The bar offers the best seats in the house and why not. It is a saloon. The cocktail list reads as a curtsy to the females of Western lore, and a giant mural of cowgirls in the dining area captures that motif perfectly. And after tasting several selections off the cocktail list, I noticed another characteristic. Not all beverages retained the bold personality of their namesakes, many of whom are honored at the National Cowgirl Museum & Hall of Fame, across the street from Taco Heads, incidentally.
Gunslingers Belle Star and Pearl Star are near identical drinks made with Fort Worth’s Silver Star vodka and strawberry aloe syrup separated by citrus (lemon and lime), bitters, and mint. Perhaps a miscue by the bartenders, both beverages were served with mint, prompting an overpowering flavor that left the strawberry syrup and bitters nearly undetectable with corrections not remedied.
Hall of Famer Wilma Mankiller, who was inducted in 1994, was a Native-American Cherokee activist who was the first woman to be elected as chief of the Cherokee Nation, a position she would hold for a decade. A drink of the same name starts with vodka, followed by dry curacao, a hibiscus syrup, and lime. The taste was light and floral as expected, though it felt as if it were holding back on being audacious. The opposite of Mankiller’s legacy.

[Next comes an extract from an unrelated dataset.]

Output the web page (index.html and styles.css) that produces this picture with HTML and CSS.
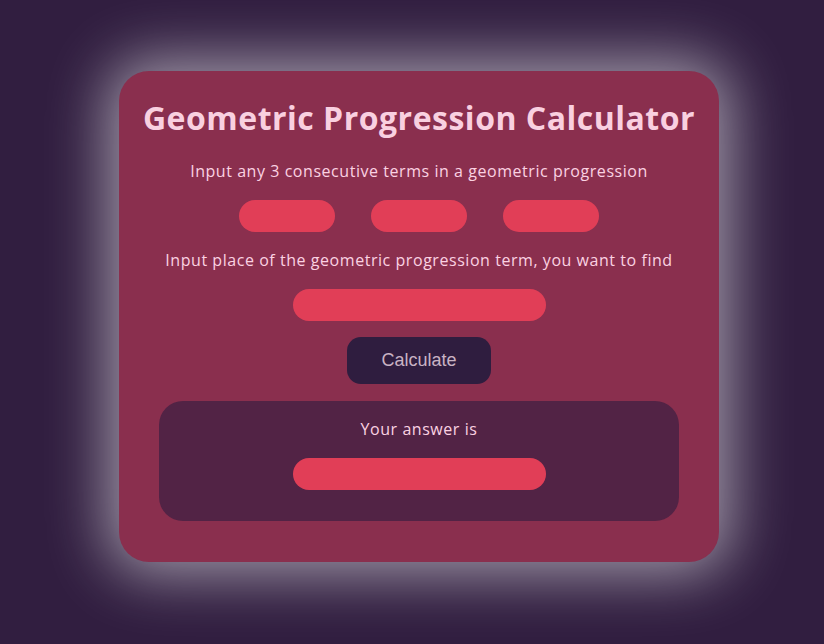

Prairie Rose Henderson, another Hall of Famer, is known as the first female professional bronc rider and champion to boot. Also the recipient of a drink named after her here. Either intentionally made to be light-bodied or an accidental easy pour of the hooch, the bourbon Texas tea with raspberry and rose water offered only a faint hint of bourbon in what we were hoping to have more hitch in the giddy-up.
Still, if effervescent flavors in time for the triple digits are what you’re shooting for, the above drinks will suffice. If you’re longing for something to put hair on your chest, Sidesaddle can still oblige.
Using rye from locally owned Blackland Distillery, the Laura Bullion (nefarious member of Butch Cassidy’s Wild Bunch gang) rounds up a nuttiness using pecan orgeat, black walnut bitters, lemon, and the satisfying frothiness of egg whites. The Madam Mustache (named after the infamous prostitute) follows suit with egg whites swapping rye for vodka and coffee liqueur, cold brew, and chocolate, a drink made for morning migas and refried beans. A cowboy’s, nay, a cowgirl’s breakfast.
Being in Texas, more specifically the Stockyards, calls for a spicy margarita, and the Ali Dee is one of the best around. With a delightful mix of tequila and Licor 43, the Ancho Reyes verde and pineapple agave syrup along with jalapeno are as electrifying as a cattle prod.
Sidesaddle Saloon’s presence is a welcomed reprieve from the whiskey and Coke-ladened bars that dot the surrounding terrain, especially after the closure of beloved cocktail bar Niles City Saloon. Castillo continues to blaze new trails for female entrepreneurs while contributing to the local hospitality industry. And that’s something we can tip our hats to.